The very first version of draft-pinkas-gnap-core-protocol has been 
written from scratch with a Trust Relationships section (1.5) and both
a Security Considerations section (4) and a Privacy Considerations 
section (5). Writing these three sections in a very first version is a
good way to have a document understandable and coherent.

Denis

> I want to clarify one point of confusion here:
>
>> The charter of the GNAP WG states, close to its end :
>>
>>
>>            "The initial work will focus on using HTTPS for 
>> communication between the client and the authorization server, (...)"
>>
>>            See: https://datatracker.ietf.org/doc/charter-ietf-gnap/
>>
>> Unfortunately, draft-ietf-gnap-core-protocol-06 does not mandate the 
>> use of HTTPS for communication between the client and the 
>> authorization server
>> and does not take advantage of the security properties obtained 
>> thanks to the use of HTTPS. This means that 
>> draft-ietf-gnap-core-protocol-06
>> does not comply with the GNAP charter.
>>
> This was quoted out of context and misrepresents the goal.
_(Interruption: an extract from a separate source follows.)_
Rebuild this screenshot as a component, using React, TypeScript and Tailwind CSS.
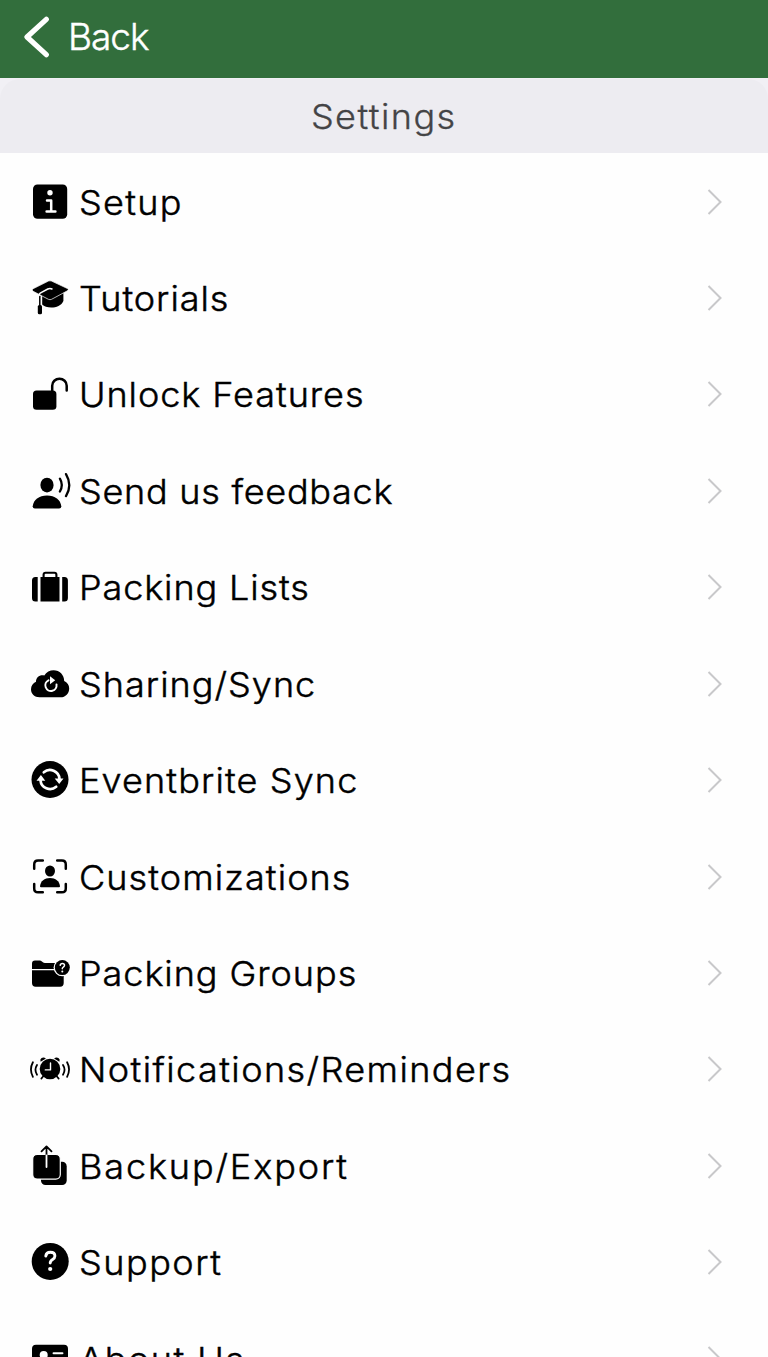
import type { ReactNode } from 'react';

type Item = { label: string; icon: ReactNode; tracking: string };

const line = { fill: 'none', strokeLinecap: 'round', strokeLinejoin: 'round' } as const;

const items: Item[] = [
  {
    label: 'Setup',
    tracking: 'tracking-[1.2px]',
    icon: (
      <>
        <rect x="5" y="4.5" width="34.2" height="34.3" rx="4.5" />
        <circle cx="22" cy="12.8" r="2.7" fill="#fff" />
        <path {...line} d="M19 20.6h4.2v11M18.6 31.6h8.8" stroke="#fff" strokeWidth="2.5" />
      </>
    ),
  },
  {
    label: 'Tutorials',
    tracking: 'tracking-[0.9px]',
    icon: (
      <>
        <path d="M14.2 19v9.5c4 4.5 18 4.5 21.2-3.5V17Z" />
        <path
          d="M20.4 5.1q1.6-.6 3.2 0l15.8 7.4q1.8 1.1 0 2.3l-15.8 8.5q-1.6.8-3.2 0L5 15.2q-1.8-1.3 0-2.4Z"
          stroke="#fff"
          strokeWidth=".7"
        />
        <path {...line} d="M24 13q-2-1-4.2 0l-7.6 4.100q-.9.600-.9 1.900v5" stroke="#fff" strokeWidth="1.500" />
        <path {...line} d="M11.800 31V20.500" stroke="#000" strokeWidth="1.500" />
        <rect x="9.800" y="29" width="4.200" height="9.300" rx="1.600" />
      </>
    ),
  },
  {
    label: 'Unlock Features',
    tracking: 'tracking-[0.88px]',
    icon: (
      <>
        <rect x="5" y="18.500" width="23.400" height="19.300" rx="3.600" />
        <path {...line} d="M24.200 20v-6.300a7.250 7 0 0 1 14.500 0v4.800" stroke="#000" strokeWidth="2.500" />
      </>
    ),
  },
  {
    label: 'Send us feedback',
    tracking: 'tracking-[0.68px]',
    icon: (
      <>
        <ellipse cx="19" cy="16.100" rx="6.600" ry="7.400" />
        <path d="M4.700 37.200C5.500 30.500 11 26.400 19 26.400s13.500 4.100 14.300 10.800q0 2.200-2.200 2.200H6.900q-2.200 0-2.200-2.200Z" />
        <path {...line} d="M31.900 9.700q3.800 6.300 0 12.800M38 5.100q6.600 11.200 0 22" stroke="#000" strokeWidth="2.300" />
      </>
    ),
  },
  {
    label: 'Packing Lists',
    tracking: 'tracking-[0.82px]',
    icon: (
      <>
        <path d="M9.700 12v24.500H7.400Q4 36.500 4 33V15.500Q4 12 7.400 12ZM34.200 12h2.300q3.400 0 3.400 3.500V33q0 3.500-3.400 3.500h-2.300ZM12.500 12h19v24.500h-19Z" />
        <path {...line} d="M15.600 13V9.800q0-2 2-2h8.800q2 0 2 2V13" stroke="#000" strokeWidth="2.100" />
      </>
    ),
  },
  {
    label: 'Sharing/Sync',
    tracking: 'tracking-[0.95px]',
    icon: (
      <>
        <path d="M11.500 35.200C6.500 35.200 3 31.700 3 27.200c0-3.400 2-6 5-7.400-.2-4.500 4.300-7.500 8.300-6.200C18.300 10 22 8.200 25.600 8.200c6 0 10.600 4.700 10.600 10.700 3 1.300 5 4 5 7.500 0 5-3.700 8.800-8.700 8.800Z" />
        <path {...line} d="M20.500 18.300a5.600 5.600 0 1 0 8 4.200" stroke="#fff" strokeWidth="2" />
        <path d="m22 14.200 5.200 4.100-5.200 4Z" fill="#fff" />
      </>
    ),
  },
  {
    label: 'Eventbrite Sync',
    tracking: 'tracking-[1.05px]',
    icon: (
      <>
        <circle cx="22" cy="21.500" r="18.500" />
        <path {...line} d="M15.800 14.300a9.600 9.600 0 0 1 15.700 6.500M28.200 28.800a9.600 9.600 0 0 1-15.700-6.500" stroke="#fff" strokeWidth="2.700" />
        <path d="M26.700 20.500h8.800l-4.300 5.600ZM8.500 22.700h8.800L12.900 17Z" fill="#fff" />
      </>
    ),
  },
  {
    label: 'Customizations',
    tracking: 'tracking-[1.02px]',
    icon: (
      <>
        <path
          {...line}
          d="M6.200 13.800v-4.400q0-3.900 3.900-3.900h4.700M29.200 5.500h4.700q3.900 0 3.900 3.900v4.400M37.800 29v4.400q0 3.900-3.900 3.900h-4.700M14.800 37.300h-4.700q-3.900 0-3.900-3.900V29"
          stroke="#000"
          strokeWidth="2.500"
        />
        <ellipse cx="22" cy="16" rx="5" ry="5.500" />
        <path d="M12 31.300C12.600 26 16.500 23 22 23s9.400 3 10 8.300q0 1-1 1H13q-1 0-1-1Z" />
      </>
    ),
  },
  {
    label: 'Packing Groups',
    tracking: 'tracking-[0.88px]',
    icon: (
      <>
        <path d="M4 18V12.600q0-3 3-3h4.700q1.300 0 2.200.8l1 .9q.8.700 2 .7h15.800q3 0 3 3v3ZM4 19.300h31.700v12.800q0 3.600-3.600 3.600H7.600Q4 35.700 4 32.100Z" />
        <circle cx="34.300" cy="16.600" r="8.700" fill="#fff" />
        <circle cx="34.300" cy="16.600" r="7.500" />
        <path {...line} d="M32.200 14.300q.2-1.900 2.200-1.900 2.100 0 2.100 1.800 0 1.100-1.100 1.800-1.100.8-1.100 1.800" stroke="#fff" strokeWidth="1.500" />
        <circle cx="34.300" cy="20.600" r="1" fill="#fff" />
      </>
    ),
  },
  {
    label: 'Notifications/Reminders',
    tracking: 'tracking-[1.32px]',
    icon: (
      <>
        <circle cx="22" cy="22" r="10.300" />
        <path d="M12.600 14.800q-1-2.500 1-3.700 2-1.300 4.300.3ZM31.400 14.800q1-2.500-1-3.700-2-1.300-4.300.3Z" />
        <path {...line} d="m15.500 29-2.200 2.600M28.500 29l2.200 2.600" stroke="#000" strokeWidth="1.700" />
        <path {...line} d="M22.500 16v6.900h-5.200" stroke="#fff" strokeWidth="1.400" />
        <path {...line} d="M9 18q-3.100 4.800 0 9.700M4.900 15.300q-3.900 7.200 0 14.500M35 18q3.100 4.800 0 9.700M39.100 15.300q3.900 7.200 0 14.500" stroke="#000" strokeWidth="1.800" />
      </>
    ),
  },
  {
    label: 'Backup/Export',
    tracking: 'tracking-[1.75px]',
    icon: (
      <>
        <rect x="13" y="17.700" width="25.700" height="23.300" rx="4.500" />
        <rect x="4.700" y="10.400" width="27.600" height="24.700" rx="4.500" stroke="#fff" strokeWidth="1.200" />
        <path {...line} d="M18.500 11V2.700M13.500 7.400l5-5 5 5" stroke="#000" strokeWidth="1.800" />
        <path {...line} d="M18.500 11.500v11.600" stroke="#fff" strokeWidth="1.800" />
      </>
    ),
  },
  {
    label: 'Support',
    tracking: 'tracking-[1.4px]',
    icon: (
      <>
        <circle cx="22.200" cy="21.400" r="18.500" />
        <path {...line} d="M17.800 16q.5-3.700 4.500-3.700 4.600 0 4.600 3.700 0 2-2.300 3.400-2.400 1.400-2.400 3.700" stroke="#fff" strokeWidth="2.900" />
        <circle cx="22.200" cy="29" r="2.100" fill="#fff" />
      </>
    ),
  },
  {
    label: 'About Us',
    tracking: 'tracking-[1.4px]',
    icon: (
      <>
        <rect x="4" y="7.800" width="36" height="29" rx="4" />
        <circle cx="15.700" cy="18" r="4" fill="#fff" />
        <path {...line} d="M25.500 16.200h9M25.500 22.500h9" stroke="#fff" strokeWidth="1.900" />
      </>
    ),
  },
];

function Row({ label, icon, tracking }: Item) {
  return (
    <li className="flex h-[96.45px] shrink-0 items-center pl-7 pr-[44px]">
      <svg viewBox="0 0 44 44" className="size-11 shrink-0">
        {icon}
      </svg>
      <span
        className={`ml-[7px] flex-1 origin-left scale-x-[1.06] pt-[2px] text-[34px] leading-none font-light whitespace-nowrap text-black [-webkit-text-stroke:0.45px_#000] ${tracking}`}
      >
        {label}
      </span>
      <svg viewBox="0 0 18 30" className="h-[30px] w-[18px] shrink-0" fill="none" stroke="#c8c8ca" strokeWidth="2">
        <path d="m2.500 3 12 12-12 12" />
      </svg>
    </li>
  );
}

export default function App() {
  return (
    <div className="flex h-[1357px] w-[768px] flex-col overflow-hidden bg-[#fefefe] font-['Inter',sans-serif]">
      <header className="flex h-[78px] shrink-0 items-center bg-[#326e3c] pb-[5px] pl-5 text-white">
        <svg viewBox="0 0 34 48" className="h-12 w-[34px]" fill="none" stroke="currentColor" strokeWidth="5.200">
          <path d="M26.300 6.300 7 24l19.300 17.700" strokeLinecap="round" strokeLinejoin="round" />
        </svg>
        <span className="ml-[14px] text-[37px] leading-none font-light tracking-[-1px] [-webkit-text-stroke:0.4px_#fff]">
          Back
        </span>
      </header>
      <div className="h-[75.300px] shrink-0 bg-[#f1f0f5] pt-px">
        <h1 className="flex h-full items-center justify-center rounded-t-[20px] bg-[#edecf1] pt-px text-[34px] leading-none font-light text-[#444446]">
          <span className="scale-x-[1.060] tracking-[1.350px] [-webkit-text-stroke:0.3px_#444446]">Settings</span>
        </h1>
      </div>
      <ul className="flex flex-col">
        {items.map((item) => (
          <Row key={item.label} {...item} />
        ))}
      </ul>
    </div>
  );
}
If you read 
> the rest of that sentence, you’ll see that it’s talking about HTTP 
> versions:
>
>     The initial work will focus on using HTTPS for communication between the client
>     and the authorization server, taking advantage of optimization features of
>     HTTP/2 and HTTP/3 where possible, and will strive to enable simple mapping to
>     other protocols such as CoAP when doing so does not conflict with the primary
>     focus.
>
> What this is saying is that we shouldn’t make something that is only 
> deployable on HTTP/1.
>
> Additionally, the GNAP core draft does already require HTTPS. While 
> the security considerations section (section 12) is not yet filled out 
> (though note — this one of the topics the editors are actively working 
> on), the one item it does have in there mandates HTTPS:
>
> All requests have to be over TLS or equivalent as per [BCP195 
> <https://www.ietf.org/archive/id/draft-ietf-gnap-core-protocol-06.html#BCP195>].
>
>
> Therefore, the statement as asserted in this email, and the 
> conclusions that follow it, are not accurate.